L’inaction politique à répondre à une catastrophe sanitaire et sociale, lorsque la majorité des victimes est racisée, est un drame qui se rejoue à l’heure du Covid-19. Elle matérialise une forme de racisme institutionnel systémique, affectant les populations les plus vulnérables. Enfin, il convient de tenir compte des effets spécifiques du racisme institutionnel historiquement dans la prise en charge médicale des Africains-Américains aux États-Unis. Des chercheurs en santé publique ont démontré que les Africains-Américains avaient tendance à se rendre moins souvent que les Blancs à l’hôpital aux États-Unis à capital économique et culturel équivalent, par méfiance (mistrust) de l’institution médicale historiquement blanche aux États-Unis[6]. La distance sociale et raciale entre les soignants, majoritairement blancs, et les soignés noirs affecteraient ainsi la relation de soins entre ces deux populations, qui a été marquée aux États-Unis par ce que l’essayiste Harriet A. Washington a décrit comme l’apartheid médical[7].

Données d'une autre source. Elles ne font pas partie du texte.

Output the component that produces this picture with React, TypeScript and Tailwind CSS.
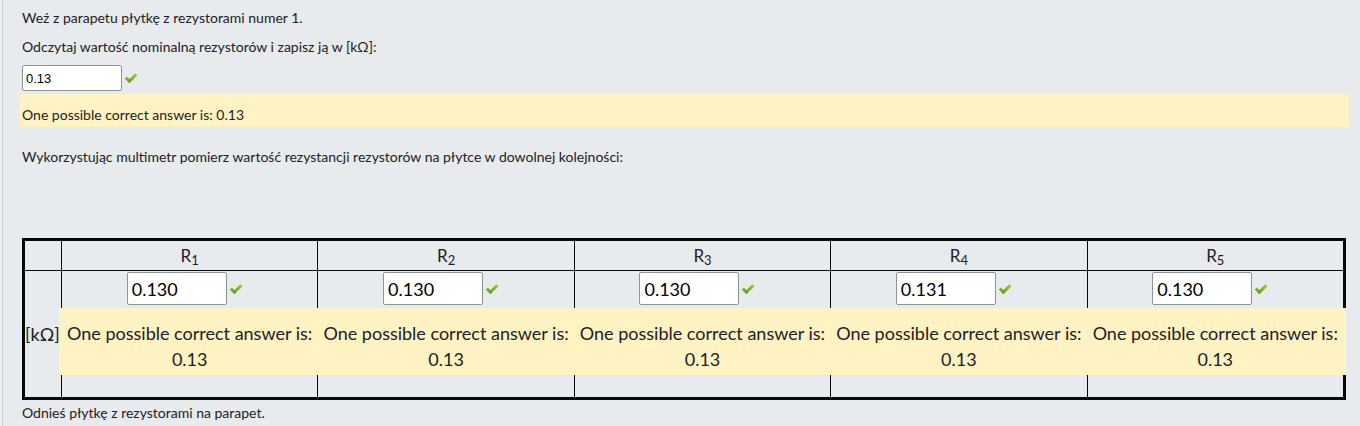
import React from 'react';

const values = ['0.130', '0.130', '0.130', '0.131', '0.130'];

const Check: React.FC<{ className?: string }> = ({ className }) => (
  <svg viewBox="0 0 14 12" className={className} aria-hidden="true">
    <defs>
      <linearGradient id="chk" x1="0" y1="0" x2="0" y2="1">
        <stop offset="0" stopColor="#9ccc3c" />
        <stop offset="1" stopColor="#5f9a10" />
      </linearGradient>
    </defs>
    <path d="M0.8 6.6 L2.9 4.6 L5.4 7.1 L11.3 1.2 L13.4 3.3 L5.4 11.2 Z" fill="url(#chk)" />
  </svg>
);

const Feedback: React.FC<{ children: React.ReactNode }> = ({ children }) => (
  <div className="relative -mx-[3px] bg-[#fff3c4] pt-[12px] pb-[3px] text-[18px] leading-[26px]">
    {children}
  </div>
);

export default function App() {
  return (
    <div className="min-h-[426px] bg-[#eef1f3] pl-[2px] font-['Lato','Noto_Sans',sans-serif] text-[#1d2125]">
      <div className="min-h-[426px] border-l border-[#cdd2d7] bg-[#e7ebee] pl-[17px] pr-[11px] pt-[8px] text-[14px] leading-[19px]">
        <p className="pl-[2px]">Weź z parapetu płytkę z rezystorami numer 1.</p>
        <p className="mt-[10px] pl-[2px]">Odczytaj wartość nominalną rezystorów i zapisz ją w [kΩ]:</p>

        <div className="mt-[9px] flex items-center pl-[2px]">
          <input
            readOnly
            value="0.13"
            className="h-[26px] w-[100px] rounded-[2px] border border-[#8f959b] bg-white px-[3px] font-['Liberation_Sans',Arial,sans-serif] text-[13px] text-black outline-none"
          />
          <Check className="ml-[2px] h-[12px] w-[14px]" />
        </div>

        <div className="mt-[3px] bg-[#fff3c4] px-[2px] pt-[11px] pb-[3px] leading-[19px]">
          One possible correct answer is: 0.13
        </div>

        <p className="mt-[20px] pl-[2px]">
          Wykorzystując multimetr pomierz wartość rezystancji rezystorów na płytce w dowolnej kolejności:
        </p>

        <table className="mt-[72px] ml-[2px] w-[1324px] table-fixed border-separate border-spacing-0 border-[3px] border-[#05090c] text-[17px] text-[#1d2125]">
          <colgroup>
            <col className="w-[36px]" />
            <col />
            <col />
            <col />
            <col />
            <col />
          </colgroup>
          <thead>
            <tr>
              <th className="h-[30px] border-b border-[#05090c] p-0 font-normal"></th>
              {values.map((_, i) => (
                <th key={i} className="h-[30px] border-b border-l border-[#05090c] p-0 pt-[1px] text-center font-normal leading-[28px]">
                  R<sub className="relative top-[3px] align-baseline text-[13px]">{i + 1}</sub>
                </th>
              ))}
            </tr>
          </thead>
          <tbody>
            <tr>
              <td className="p-0 align-middle text-[18px] leading-[22px]">[kΩ]</td>
              {values.map((v, i) => (
                <td key={i} className="border-l border-[#05090c] px-0 pt-[1px] pb-[22px] text-center align-top">
                  <div className="flex items-center justify-center pr-[10px]">
                    <input
                      readOnly
                      value={v}
                      className="h-[33px] w-[100px] rounded-[2px] border border-[#8f959b] bg-white px-[4px] text-[18px] text-black outline-none"
                    />
                    <Check className="ml-[2px] h-[12px] w-[14px]" />
                  </div>
                  <div className="mt-[3px]">
                    <Feedback>
                      One possible correct answer is:
                      <br />
                      0.13
                    </Feedback>
                  </div>
                </td>
              ))}
            </tr>
          </tbody>
        </table>

        <p className="mt-[3px] pl-[2px]">Odnieś płytkę z rezystorami na parapet.</p>
      </div>
    </div>
  );
}
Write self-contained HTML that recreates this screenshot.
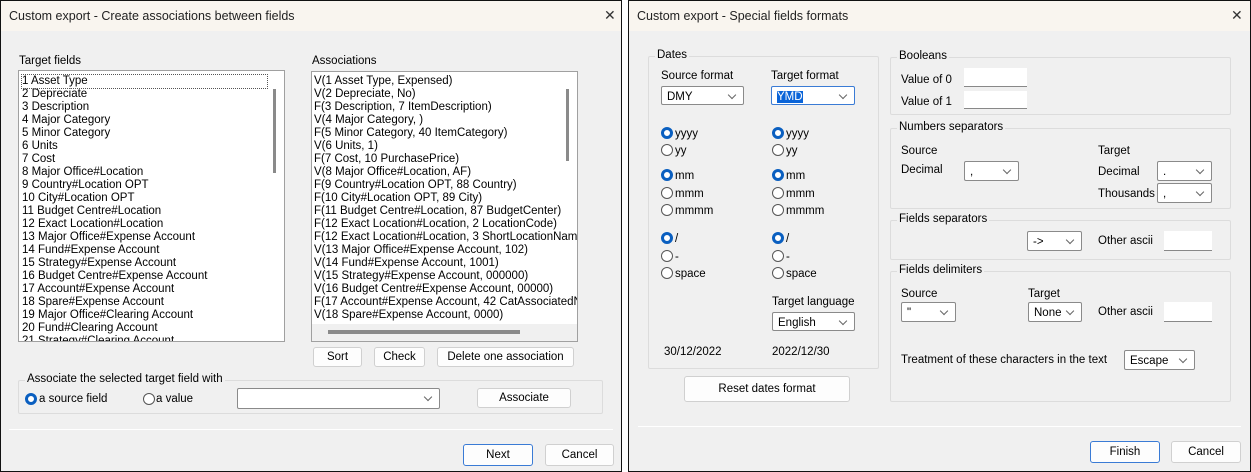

La France n’est pas exempte d’exemples sur le sujet : ces derniers jours, une équipe de médecins français avait suggéré que les premiers essais d’un potentiel vaccin au Covid-19 pourraient être développés en Afrique, en les testant sur des populations a fortiori vulnérables mais présentant aussi des corps disponibles et dociles. Ces discours ravivent le lourd passé de l’histoire des expérimentations médicales produites sur des corps racisés aux XIXe et XXe siècles aux États-Unis comme l’ont montré les historiennes de la médecine Deirdre Cooper Owens et Daina Ramey Berry[8].
Toutes ces expériences et situations de soins inégalitaires mettent en relief le poids du racisme institutionnel qui affecte les populations racisées aux États-Unis dans la prise en charge médicale. Le slogan Black Lives Matter qui est apparu sur les réseaux sociaux depuis 2013 pour dénoncer les violences policières sur les Africains-Américains prend une autre signification ici : dans le domaine de la santé, les vies noires semblent moins compter que les vies blanches. Le Covid-19 expose ainsi les multiples facettes de la racialisation des inégalités de santé et de leurs effets passés, présents et futurs.